Response Quality: Confidence scores, validation rates
Performance: Latency, token usage, cost
Error Patterns: What's failing and why?

EXECUTION TRACE FORMAT

Primary Agent Start [12:34:56]
 ├─ Feedback Analyzer Called
 │ ├─ Time: 2.3s
 │ ├─ Tokens: 1,250  
 │ └─ Status: Success
 ├─ Sentiment Processor Called
 │ ├─ Time: 1.8s
 │ ├─ Tokens: 890
 │ └─ Status: Success
 └─ Total Time: 4.5s, Total Cost: $0.03

COMMON PITFALLS

THE "SMART AGENT" TRAP

Agents that attempt to "figure out" what to do. Be explicit about all requirements and constraints.

STATE CREEP

Adding state incrementally leads to complexity and system failures.

DEEP HIERARCHY

Deep agent hierarchies create debugging and maintenance challenges.

CONTEXT EXPLOSION

Passing excessive context to every agent increases costs and complexity.

IMPLEMENTATION PRINCIPLES

STATELESS DESIGN

• Subagents as pure functions
• No shared memory between calls
• Predictable input/output behavior
• Horizontal scaling capability

EDGE DISTRIBUTION

• Workers handle orchestration
• Durable Objects maintain state
• Regional data locality
• Sub-100ms response times

ERROR HANDLING

• Graceful degradation chains
• Exponential backoff retry
• Partial result recovery
• Circuit breaker patterns

MONITORING

• Task completion rates
• Response quality metrics
• Latency distribution
• Cost per operation

CLOUDFLARE WORKERS IMPLEMENTATION

// Primary Agent Worker

export default {
  async fetch(request, env) {
    const orchestrator = new AgentOrchestrator(env);
    const task = await request.json();
    
    // Route to appropriate architecture
    switch(task.pattern) {
      case 'two-tier':
        return await orchestrator.executeTwoTier(task);
      case 'pipeline':
        return await orchestrator.executePipeline(task);
      case 'mapreduce':
        return await orchestrator.executeMapReduce(task);
      case 'consensus':
        return await orchestrator.executeConsensus(task);
    }
  }
}

// Durable Object State Management

export class AgentState {
  constructor(state, env) {
    this.state = state;
    this.env = env;
  }
  
  async handleRequest(request) {
    const data = await request.json();
    
    // Store execution context
    await this.state.storage.put('context', data.context);
    
    // Track agent performance
    const metrics = await this.state.storage.get('metrics') || {};
    metrics[data.agentId] = {
      lastRun: Date.now(),
      successRate: data.success ? 
        (metrics[data.agentId]?.successRate || 0) + 1 : 
        metrics[data.agentId]?.successRate || 0
    };
    
    await this.state.storage.put('metrics', metrics);
    return new Response(JSON.stringify({ status: 'stored' }));
  }
}

PERFORMANCE BENCHMARKS

ARCHITECTURE	LATENCY (P95)	THROUGHPUT	COST/1K OPS
Two-Tier	150ms	2,000 ops/min	$0.12
Sequential	450ms	800 ops/min	$0.18
MapReduce	200ms	5,000 ops/min	$0.08
Consensus	300ms	1,200 ops/min	$0.24

CONCLUSIONS

Two-tier architectures provide the optimal balance of simplicity and capability for most production use cases. The primary/subagent pattern maps naturally to Cloudflare's Worker/Durable Object model.

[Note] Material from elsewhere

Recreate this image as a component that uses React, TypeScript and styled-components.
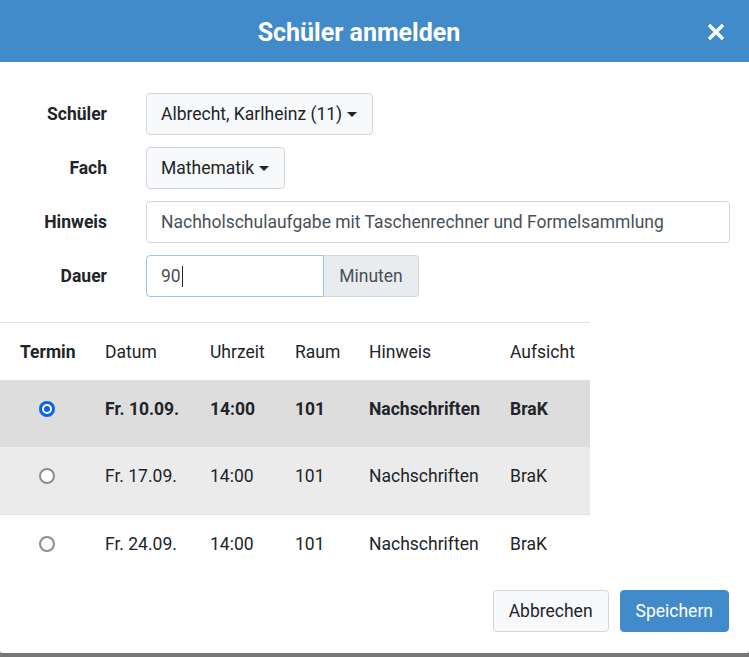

Stateless subagents are non-negotiable for horizontal scaling. Any attempt to maintain state within subagents introduces complexity that outweighs benefits.

MapReduce patterns excel when processing large datasets in parallel. The edge distribution of Cloudflare Workers makes this particularly effective for geographically distributed workloads.

Consensus mechanisms should be reserved for critical decisions where accuracy outweighs latency concerns. The 2x latency penalty is significant.